Provided information:

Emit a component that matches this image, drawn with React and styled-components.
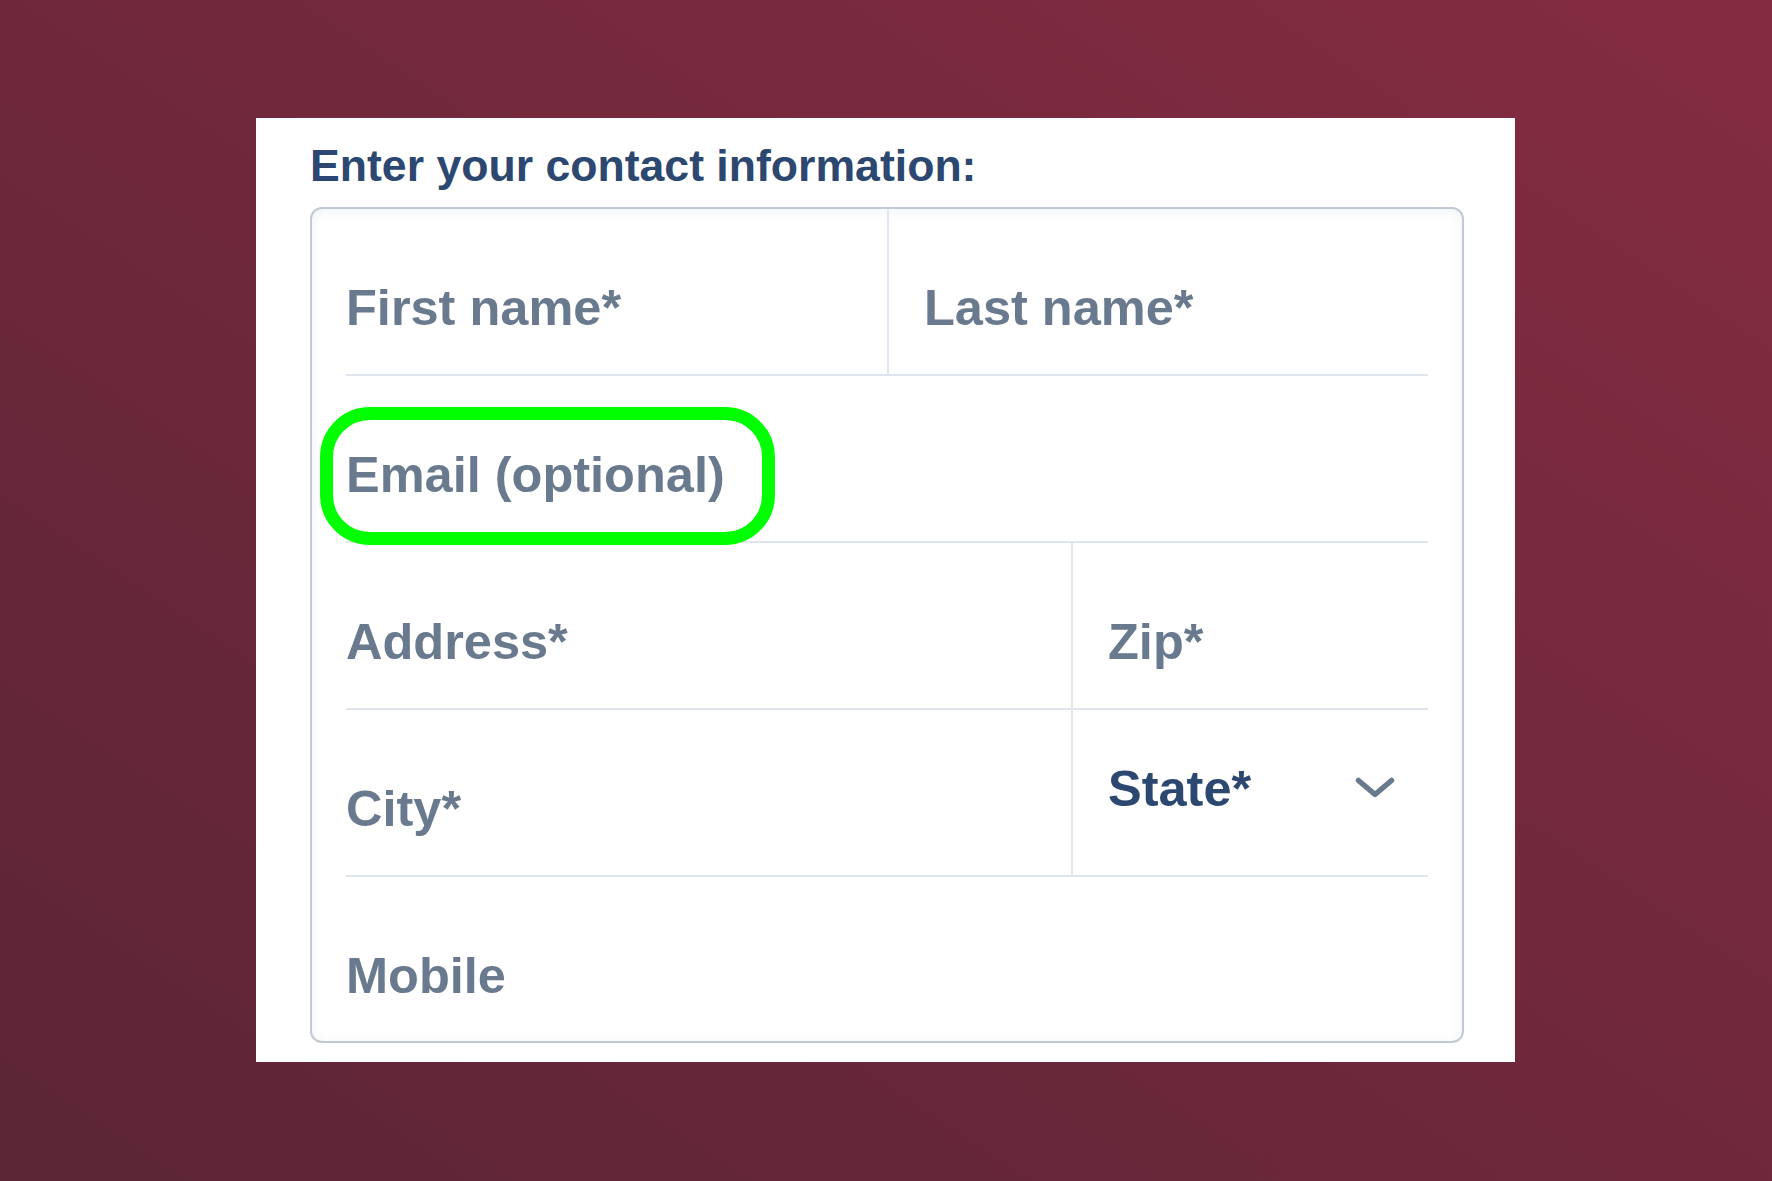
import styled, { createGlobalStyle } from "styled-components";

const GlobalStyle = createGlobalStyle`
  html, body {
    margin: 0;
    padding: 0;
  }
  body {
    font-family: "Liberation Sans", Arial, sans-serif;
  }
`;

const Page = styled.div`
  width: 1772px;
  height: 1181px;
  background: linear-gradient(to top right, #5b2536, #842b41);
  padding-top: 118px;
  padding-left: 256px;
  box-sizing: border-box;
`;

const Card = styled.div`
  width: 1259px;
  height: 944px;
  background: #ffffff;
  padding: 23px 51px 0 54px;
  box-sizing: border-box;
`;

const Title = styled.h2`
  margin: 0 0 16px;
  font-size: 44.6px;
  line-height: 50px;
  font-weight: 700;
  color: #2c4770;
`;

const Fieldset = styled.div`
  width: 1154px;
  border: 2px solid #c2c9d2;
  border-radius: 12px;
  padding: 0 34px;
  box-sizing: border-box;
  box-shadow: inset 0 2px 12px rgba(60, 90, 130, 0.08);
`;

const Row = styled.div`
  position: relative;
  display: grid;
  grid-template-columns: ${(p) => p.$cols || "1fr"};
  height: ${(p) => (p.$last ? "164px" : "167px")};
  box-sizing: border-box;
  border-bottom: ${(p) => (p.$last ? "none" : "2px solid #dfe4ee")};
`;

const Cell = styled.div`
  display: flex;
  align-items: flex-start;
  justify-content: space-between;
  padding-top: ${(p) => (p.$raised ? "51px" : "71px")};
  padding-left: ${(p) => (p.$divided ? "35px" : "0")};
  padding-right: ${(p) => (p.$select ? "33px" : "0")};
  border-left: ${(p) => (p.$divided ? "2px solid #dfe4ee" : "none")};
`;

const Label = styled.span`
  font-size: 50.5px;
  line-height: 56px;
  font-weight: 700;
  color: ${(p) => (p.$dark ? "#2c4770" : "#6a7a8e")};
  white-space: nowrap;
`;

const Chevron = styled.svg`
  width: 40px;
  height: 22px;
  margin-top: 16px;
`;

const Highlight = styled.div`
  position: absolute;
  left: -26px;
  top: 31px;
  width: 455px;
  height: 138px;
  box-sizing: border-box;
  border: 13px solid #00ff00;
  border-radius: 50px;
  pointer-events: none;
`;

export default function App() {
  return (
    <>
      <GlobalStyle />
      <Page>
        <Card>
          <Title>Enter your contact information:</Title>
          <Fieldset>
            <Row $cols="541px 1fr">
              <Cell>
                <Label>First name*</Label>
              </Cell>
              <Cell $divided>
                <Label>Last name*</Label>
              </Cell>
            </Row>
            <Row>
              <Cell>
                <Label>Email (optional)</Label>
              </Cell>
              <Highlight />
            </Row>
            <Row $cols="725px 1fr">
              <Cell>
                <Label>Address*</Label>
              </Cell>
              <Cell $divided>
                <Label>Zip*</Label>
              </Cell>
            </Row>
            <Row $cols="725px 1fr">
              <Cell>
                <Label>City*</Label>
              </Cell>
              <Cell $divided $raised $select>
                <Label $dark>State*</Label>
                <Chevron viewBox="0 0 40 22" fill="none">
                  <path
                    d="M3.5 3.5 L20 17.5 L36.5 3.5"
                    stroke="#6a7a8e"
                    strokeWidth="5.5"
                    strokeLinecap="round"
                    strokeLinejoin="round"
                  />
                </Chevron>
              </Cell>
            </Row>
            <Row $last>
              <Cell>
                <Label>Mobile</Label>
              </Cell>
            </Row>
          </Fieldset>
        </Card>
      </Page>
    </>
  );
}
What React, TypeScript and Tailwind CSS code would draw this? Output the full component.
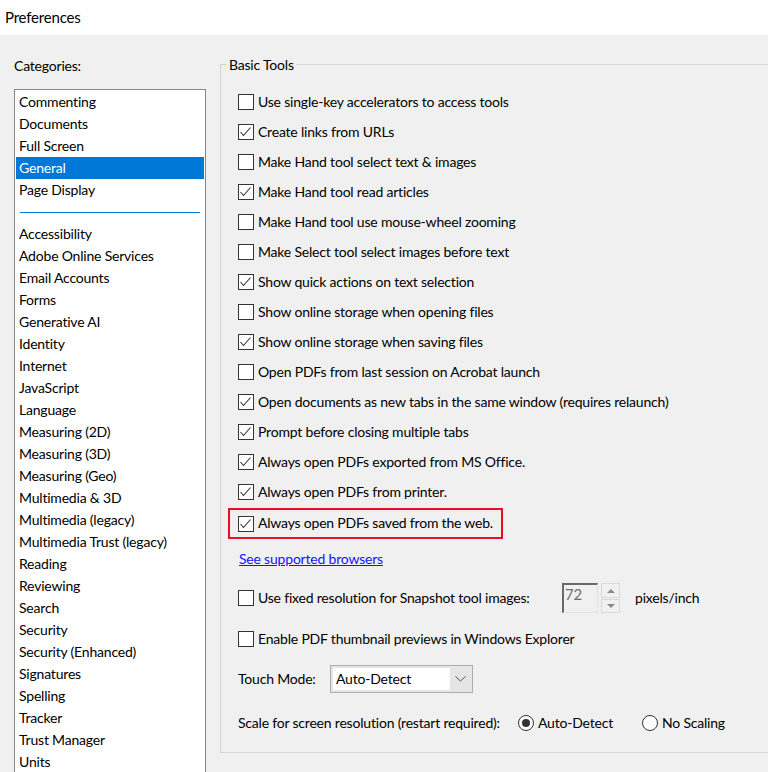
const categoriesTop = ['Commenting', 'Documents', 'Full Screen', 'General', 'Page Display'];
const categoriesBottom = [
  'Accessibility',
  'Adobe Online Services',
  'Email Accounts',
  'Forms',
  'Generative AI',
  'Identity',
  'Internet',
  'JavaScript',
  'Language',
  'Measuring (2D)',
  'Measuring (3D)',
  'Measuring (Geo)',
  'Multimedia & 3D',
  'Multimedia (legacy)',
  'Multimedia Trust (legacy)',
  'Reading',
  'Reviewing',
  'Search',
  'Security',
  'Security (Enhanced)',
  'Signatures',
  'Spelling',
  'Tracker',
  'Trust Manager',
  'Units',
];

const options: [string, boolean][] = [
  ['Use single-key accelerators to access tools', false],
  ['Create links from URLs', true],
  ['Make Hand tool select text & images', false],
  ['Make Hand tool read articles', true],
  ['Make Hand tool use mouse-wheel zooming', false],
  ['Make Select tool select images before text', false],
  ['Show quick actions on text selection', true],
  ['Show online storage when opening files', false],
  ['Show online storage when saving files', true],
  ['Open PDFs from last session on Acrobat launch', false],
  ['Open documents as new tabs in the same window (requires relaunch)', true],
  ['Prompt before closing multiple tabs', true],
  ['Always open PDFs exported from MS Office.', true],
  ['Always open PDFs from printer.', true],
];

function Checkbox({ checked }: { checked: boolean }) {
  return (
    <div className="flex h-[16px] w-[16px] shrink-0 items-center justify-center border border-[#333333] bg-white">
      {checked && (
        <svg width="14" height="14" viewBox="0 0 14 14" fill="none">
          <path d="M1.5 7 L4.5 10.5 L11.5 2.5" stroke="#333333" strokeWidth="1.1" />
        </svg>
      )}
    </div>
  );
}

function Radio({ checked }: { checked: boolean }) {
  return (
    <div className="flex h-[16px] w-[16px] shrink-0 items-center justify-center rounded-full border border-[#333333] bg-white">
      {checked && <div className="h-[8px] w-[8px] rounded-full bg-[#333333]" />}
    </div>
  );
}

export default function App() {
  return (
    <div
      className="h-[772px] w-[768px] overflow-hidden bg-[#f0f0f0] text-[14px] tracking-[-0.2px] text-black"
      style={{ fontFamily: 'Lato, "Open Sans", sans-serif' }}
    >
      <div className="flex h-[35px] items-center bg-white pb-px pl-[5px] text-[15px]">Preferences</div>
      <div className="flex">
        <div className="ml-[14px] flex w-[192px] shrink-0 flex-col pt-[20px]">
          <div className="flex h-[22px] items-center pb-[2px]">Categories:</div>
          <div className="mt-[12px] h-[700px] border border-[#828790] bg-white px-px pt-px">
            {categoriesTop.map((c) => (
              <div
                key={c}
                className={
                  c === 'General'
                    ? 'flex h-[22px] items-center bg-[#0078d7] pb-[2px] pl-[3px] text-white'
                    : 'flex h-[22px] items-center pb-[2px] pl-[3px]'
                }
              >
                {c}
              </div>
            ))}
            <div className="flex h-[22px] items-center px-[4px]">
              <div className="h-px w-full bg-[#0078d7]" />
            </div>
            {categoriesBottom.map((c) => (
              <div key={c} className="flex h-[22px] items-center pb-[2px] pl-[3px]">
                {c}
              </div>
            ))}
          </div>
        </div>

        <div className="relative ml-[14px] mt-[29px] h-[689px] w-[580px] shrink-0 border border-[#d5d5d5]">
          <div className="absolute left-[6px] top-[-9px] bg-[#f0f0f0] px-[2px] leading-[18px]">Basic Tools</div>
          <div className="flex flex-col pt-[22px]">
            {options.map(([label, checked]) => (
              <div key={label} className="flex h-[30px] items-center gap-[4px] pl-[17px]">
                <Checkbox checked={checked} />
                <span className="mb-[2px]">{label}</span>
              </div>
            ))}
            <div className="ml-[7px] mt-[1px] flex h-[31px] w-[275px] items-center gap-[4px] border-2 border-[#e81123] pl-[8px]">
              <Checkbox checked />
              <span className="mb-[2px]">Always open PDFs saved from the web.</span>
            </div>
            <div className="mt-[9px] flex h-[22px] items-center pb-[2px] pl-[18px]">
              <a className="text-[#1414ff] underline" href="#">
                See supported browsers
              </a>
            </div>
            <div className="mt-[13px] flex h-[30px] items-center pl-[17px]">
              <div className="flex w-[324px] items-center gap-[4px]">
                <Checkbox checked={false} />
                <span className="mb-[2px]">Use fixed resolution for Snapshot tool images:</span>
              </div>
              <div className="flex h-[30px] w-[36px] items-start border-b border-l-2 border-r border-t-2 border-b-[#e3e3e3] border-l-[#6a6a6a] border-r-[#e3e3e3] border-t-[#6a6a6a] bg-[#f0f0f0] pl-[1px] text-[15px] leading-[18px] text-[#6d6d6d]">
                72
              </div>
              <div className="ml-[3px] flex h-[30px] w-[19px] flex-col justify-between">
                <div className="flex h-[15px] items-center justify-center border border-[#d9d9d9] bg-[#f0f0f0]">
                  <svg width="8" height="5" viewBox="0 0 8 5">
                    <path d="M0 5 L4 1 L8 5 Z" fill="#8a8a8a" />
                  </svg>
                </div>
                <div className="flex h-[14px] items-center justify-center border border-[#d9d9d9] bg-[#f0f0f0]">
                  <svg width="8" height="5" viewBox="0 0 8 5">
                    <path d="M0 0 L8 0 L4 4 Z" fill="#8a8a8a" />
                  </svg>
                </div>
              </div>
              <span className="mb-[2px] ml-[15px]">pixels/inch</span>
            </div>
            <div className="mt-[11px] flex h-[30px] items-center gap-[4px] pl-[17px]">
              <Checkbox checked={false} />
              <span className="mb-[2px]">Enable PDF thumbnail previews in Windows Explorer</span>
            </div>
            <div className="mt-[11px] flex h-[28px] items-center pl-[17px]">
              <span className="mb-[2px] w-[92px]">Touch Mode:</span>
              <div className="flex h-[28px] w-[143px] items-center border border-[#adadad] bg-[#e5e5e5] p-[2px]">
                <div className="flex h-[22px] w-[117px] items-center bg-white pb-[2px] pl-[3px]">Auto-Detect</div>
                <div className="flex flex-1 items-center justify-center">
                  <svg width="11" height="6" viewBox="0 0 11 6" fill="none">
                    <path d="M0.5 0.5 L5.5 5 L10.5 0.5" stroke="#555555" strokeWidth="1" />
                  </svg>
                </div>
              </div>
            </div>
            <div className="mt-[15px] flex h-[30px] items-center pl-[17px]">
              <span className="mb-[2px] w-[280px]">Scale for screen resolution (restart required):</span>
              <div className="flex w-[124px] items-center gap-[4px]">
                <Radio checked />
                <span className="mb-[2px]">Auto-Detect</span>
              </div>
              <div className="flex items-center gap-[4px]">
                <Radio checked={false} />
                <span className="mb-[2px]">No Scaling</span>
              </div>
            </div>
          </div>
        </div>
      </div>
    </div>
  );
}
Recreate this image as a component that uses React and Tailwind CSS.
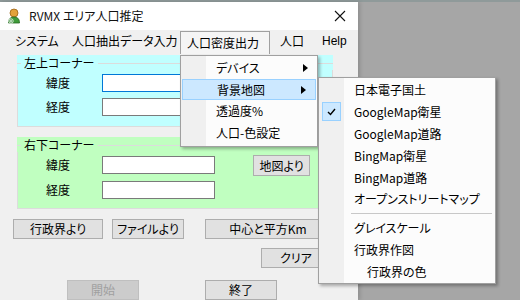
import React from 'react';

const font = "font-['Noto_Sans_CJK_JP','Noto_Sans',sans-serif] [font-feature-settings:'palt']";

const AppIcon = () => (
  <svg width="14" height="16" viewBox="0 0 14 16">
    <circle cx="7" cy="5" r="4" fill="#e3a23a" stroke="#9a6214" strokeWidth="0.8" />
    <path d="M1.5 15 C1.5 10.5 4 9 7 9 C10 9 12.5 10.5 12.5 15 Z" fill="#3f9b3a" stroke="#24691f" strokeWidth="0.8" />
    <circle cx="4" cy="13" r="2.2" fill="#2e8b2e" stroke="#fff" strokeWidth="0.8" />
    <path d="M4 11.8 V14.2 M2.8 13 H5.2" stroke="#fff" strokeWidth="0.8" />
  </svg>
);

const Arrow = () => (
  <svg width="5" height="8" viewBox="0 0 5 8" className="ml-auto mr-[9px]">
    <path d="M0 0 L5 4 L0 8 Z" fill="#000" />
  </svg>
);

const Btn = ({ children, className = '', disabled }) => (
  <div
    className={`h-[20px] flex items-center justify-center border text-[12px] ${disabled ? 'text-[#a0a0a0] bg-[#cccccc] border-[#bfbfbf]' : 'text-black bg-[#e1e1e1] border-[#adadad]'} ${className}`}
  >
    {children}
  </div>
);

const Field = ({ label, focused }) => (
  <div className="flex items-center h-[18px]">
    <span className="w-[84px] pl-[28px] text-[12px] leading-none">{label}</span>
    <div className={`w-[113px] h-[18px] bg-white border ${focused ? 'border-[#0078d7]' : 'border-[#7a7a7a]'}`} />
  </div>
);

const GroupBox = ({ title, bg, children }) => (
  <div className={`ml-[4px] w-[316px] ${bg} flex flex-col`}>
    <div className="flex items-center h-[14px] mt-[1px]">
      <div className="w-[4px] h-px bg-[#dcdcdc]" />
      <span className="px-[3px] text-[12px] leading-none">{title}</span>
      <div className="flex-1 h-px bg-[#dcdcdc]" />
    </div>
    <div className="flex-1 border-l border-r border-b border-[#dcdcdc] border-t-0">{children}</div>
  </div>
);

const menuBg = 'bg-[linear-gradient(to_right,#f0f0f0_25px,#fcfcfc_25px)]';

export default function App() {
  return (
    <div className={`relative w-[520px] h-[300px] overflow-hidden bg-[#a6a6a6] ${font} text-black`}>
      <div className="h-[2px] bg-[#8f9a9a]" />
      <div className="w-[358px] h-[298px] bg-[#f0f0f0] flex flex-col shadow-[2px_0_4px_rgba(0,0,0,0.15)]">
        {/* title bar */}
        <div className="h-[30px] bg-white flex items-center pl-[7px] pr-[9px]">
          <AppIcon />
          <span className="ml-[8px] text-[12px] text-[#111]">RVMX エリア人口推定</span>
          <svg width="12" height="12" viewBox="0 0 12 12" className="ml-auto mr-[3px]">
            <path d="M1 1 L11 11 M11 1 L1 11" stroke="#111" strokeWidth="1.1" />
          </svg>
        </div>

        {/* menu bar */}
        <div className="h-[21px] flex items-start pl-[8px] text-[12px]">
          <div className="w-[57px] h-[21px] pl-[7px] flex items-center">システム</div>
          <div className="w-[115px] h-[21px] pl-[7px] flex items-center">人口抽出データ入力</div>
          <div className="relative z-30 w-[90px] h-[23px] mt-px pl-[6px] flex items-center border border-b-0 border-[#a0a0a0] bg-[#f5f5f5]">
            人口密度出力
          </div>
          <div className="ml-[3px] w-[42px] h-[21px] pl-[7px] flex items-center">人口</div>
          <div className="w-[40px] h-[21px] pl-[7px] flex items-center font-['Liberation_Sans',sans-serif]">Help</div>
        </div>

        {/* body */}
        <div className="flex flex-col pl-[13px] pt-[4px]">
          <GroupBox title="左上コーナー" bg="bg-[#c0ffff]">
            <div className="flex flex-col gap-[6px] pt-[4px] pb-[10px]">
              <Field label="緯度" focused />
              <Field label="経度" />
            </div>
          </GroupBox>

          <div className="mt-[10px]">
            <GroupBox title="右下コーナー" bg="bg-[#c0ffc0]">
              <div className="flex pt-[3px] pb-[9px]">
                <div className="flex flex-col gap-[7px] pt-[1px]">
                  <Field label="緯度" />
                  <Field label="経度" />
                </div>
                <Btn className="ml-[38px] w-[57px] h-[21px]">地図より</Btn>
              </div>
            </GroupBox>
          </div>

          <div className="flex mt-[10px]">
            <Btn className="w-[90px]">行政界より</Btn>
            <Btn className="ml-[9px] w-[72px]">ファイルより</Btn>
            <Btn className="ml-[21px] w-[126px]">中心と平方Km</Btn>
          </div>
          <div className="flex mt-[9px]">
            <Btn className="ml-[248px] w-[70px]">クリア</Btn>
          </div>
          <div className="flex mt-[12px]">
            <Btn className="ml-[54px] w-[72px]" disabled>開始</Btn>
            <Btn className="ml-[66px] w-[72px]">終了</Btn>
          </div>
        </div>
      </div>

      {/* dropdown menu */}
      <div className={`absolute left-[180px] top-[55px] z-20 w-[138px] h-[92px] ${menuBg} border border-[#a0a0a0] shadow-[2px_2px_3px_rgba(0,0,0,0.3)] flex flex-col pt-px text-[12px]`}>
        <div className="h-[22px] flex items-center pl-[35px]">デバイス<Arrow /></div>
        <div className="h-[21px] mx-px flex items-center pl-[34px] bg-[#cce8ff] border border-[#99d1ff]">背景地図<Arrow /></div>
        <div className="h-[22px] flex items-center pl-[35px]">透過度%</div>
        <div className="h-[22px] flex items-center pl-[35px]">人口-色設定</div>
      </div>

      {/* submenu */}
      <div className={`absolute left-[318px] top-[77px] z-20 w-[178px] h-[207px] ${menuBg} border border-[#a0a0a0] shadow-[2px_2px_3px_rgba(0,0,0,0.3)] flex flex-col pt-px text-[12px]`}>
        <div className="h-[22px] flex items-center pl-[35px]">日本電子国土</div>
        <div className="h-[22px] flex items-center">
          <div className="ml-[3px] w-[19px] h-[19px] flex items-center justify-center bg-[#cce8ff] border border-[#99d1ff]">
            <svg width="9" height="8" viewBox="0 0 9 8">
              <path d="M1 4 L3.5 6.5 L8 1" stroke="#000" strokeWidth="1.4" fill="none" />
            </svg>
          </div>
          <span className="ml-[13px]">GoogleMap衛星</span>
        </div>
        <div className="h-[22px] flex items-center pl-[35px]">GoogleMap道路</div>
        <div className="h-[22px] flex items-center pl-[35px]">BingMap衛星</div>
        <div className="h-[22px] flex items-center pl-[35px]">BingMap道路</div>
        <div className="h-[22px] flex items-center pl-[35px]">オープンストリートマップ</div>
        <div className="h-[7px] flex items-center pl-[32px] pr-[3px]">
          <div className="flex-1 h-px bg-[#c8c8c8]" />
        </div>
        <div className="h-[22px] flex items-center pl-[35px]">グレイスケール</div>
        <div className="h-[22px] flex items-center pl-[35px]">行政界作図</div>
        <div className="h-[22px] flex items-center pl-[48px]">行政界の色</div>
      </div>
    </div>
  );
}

To do: Where a line of the data holds "components", show that line.

Worked answer:
Emit a component that matches this image, drawn with React and styled-components.
import styled, { createGlobalStyle } from "styled-components";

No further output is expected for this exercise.